U.S. Saucer

  • U.S. Saucer
  • My Company Is Misery (Amarillo) 1992 
  • Tender Places Come From Nothing (Amarillo) 1994 
  • United States Saucer (Ger. Return to Sender/Normal) 1996 

Taking drummerless inspiration from old-time country music and the freedom to make craggy noise from indie-rock, the Bay Area’s U.S. Saucer — singer/bassist David Tholfsen, singer/guitarist Margaret Murray (also of SF Seals and the Zip Code Rapists spinoff, Three Doctors Band) and, moonlighting from Thinking Fellers Union Local 282, Brian Hageman on guitar and viola — drowsily explores diverse shades of soft and loud, firm and flexible, tight and loose on My Company Is Misery. Despite fascinating passages of cagey, distorted electricity, the album’s predominant hue comes from skeins of nearly subliminal acoustic eloquence. If that suggests a ponderous artistry, Tholfsen’s melodramatic voice, which smacks of condescending irony, pretentious wordplay (“Foregone Hormone,” “Up Chuck,” couplets like “Granger monger glides on a pool/Of effluent/Red Granger hordes fluids/To all corners”) and the cow noises that gussy up a handsome, low-powered cover of Lowell George’s “Willin'” all serve to undercut the implicit seriousness, making the ultimate dichotomy of My Company Is Misery its bewildering intent.

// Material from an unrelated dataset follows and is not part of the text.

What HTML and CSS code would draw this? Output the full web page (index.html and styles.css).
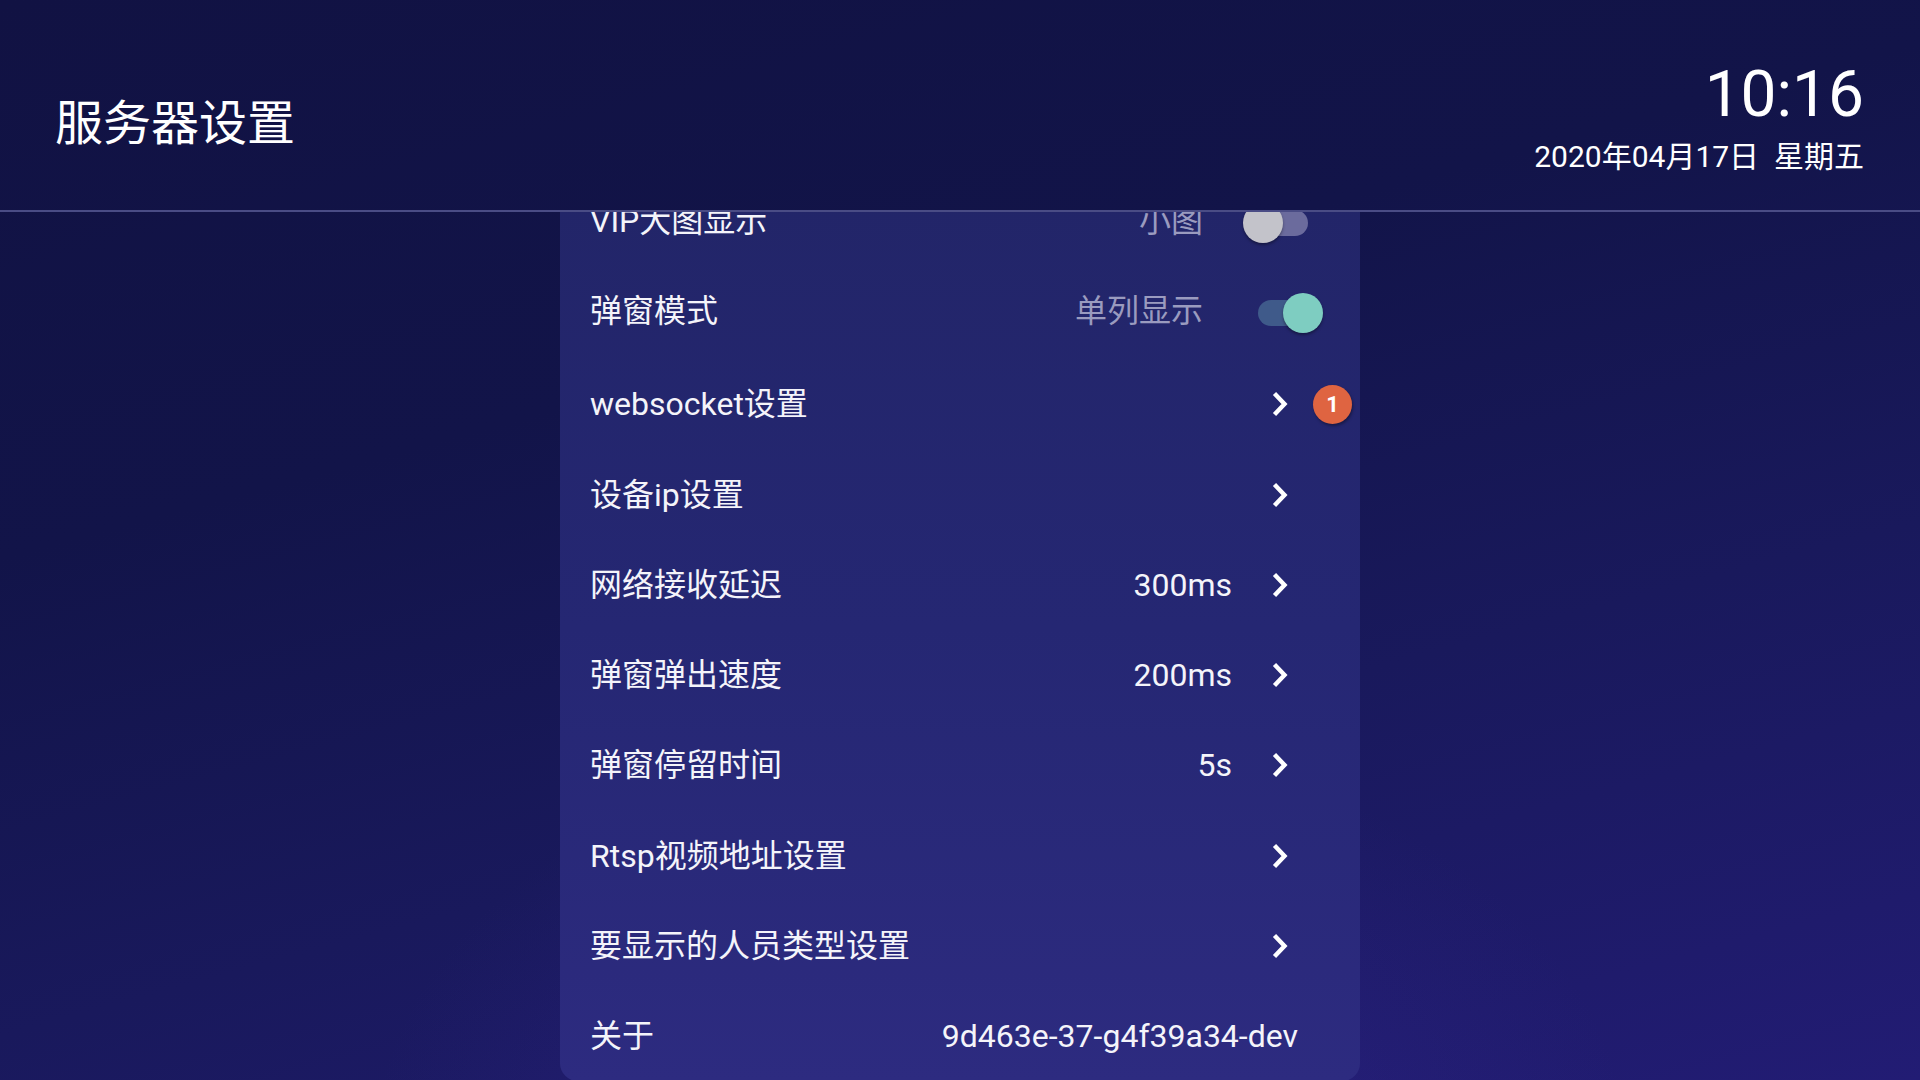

The second album takes fewer fliers and is thus a lot easier to live with. With Hageman resting his viola, Tholfsen partially tames his mannered vocals on Tender Places Come From Nothing, testing a delivery that doesn’t scour the outback so hard; he occasionally organizes appealing harmonies with Murray. As she did the first time out, Murray offers a mournful lead vocal (on “His Room”); Hageman steps up to the mic as well, giving mostly spoken voice to his own atmospheric “Hell Rules.” The gently propulsive electric arrangements of originals, traditionals (an egregiously off-key “Silent Night”) and offbeat covers (the mock-Mexicana of Terry Gilkyson’s “Ride Away Vaquero,” “Hold on Dear Brother,” written by Blondie Chaplin and Ricky Fataar, who once played together in the Beach Boys) maintain a reliably desirable consistency, leaving Tholfsen’s two carefully noted solo turns — Tom T. Hall’s “I Love…” and a bizarre string-bass-plus-baritone/falsetto deconstruction of Merle Haggard’s “Today I Started Loving Her Again” — to carry the weirdness weight. File under unexplained phenomena.